Berechtigung kommt der Nichtigkeitsbeschwerde insoweit zu, als darin (gleichfalls unter Z. 9 lit. b) in bezug auf den Schuldspruch 2 (Versuch der Abgabenhinterziehung) Feststellungen reklamiert werden, daß sich der Angeklagte mit der erwähnten Selbstanzeige zwar nicht den Strafaufhebungsgrund des § 29 FinStrG., wohl aber denjenigen des § 14 FinStrG. zugute gebracht habe. Da der Beschwerdeführer in der Hauptverhandlung (der Sache nach) behauptet hat (S. 76), die Selbstanzeige über Anraten eines Steuerberaters erstattet zu haben, bevor er von gegen ihn gesetzten Verfolgungshandlungen Kenntnis erlangt hatte (§ 14 Abs. 2 FinStrG.), war es erforderlich, durch entsprechende Konstatierungen klarzustellen, inwieweit diese Behauptung zutrifft oder nicht.

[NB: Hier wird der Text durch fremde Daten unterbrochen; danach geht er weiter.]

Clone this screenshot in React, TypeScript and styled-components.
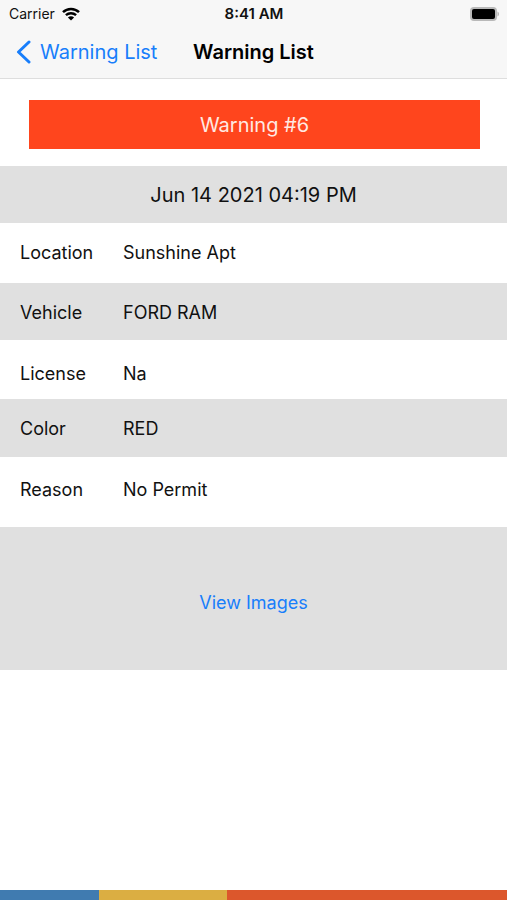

Es war daher der Nichtigkeitsbeschwerde schon bei der nichtöffentlichen Beratung teilweise Folge zu geben (§ 285 e StPO.), das angefochtene Urteil im Schuldspruch 2 und im Strafausspruch aufzuheben und die Sache zur neuen Verhandlung und Entscheidung in diesem Umfang an das Prozeßgericht rückzuverweisen. Im übrigen war die Nichtigkeitsbeschwerde teils als offenbar unbegründet gemäß § 285 d Abs. 1 Z. 2 StPO., teils als nicht gesetzmäßig ausgeführt nach § 285 d Abs. 1 Z. 1 StPO. im Zusammenhalt mit § 285 a Z. 2 StPO. in der nichtöffentlichen Sitzung zurückzuweisen.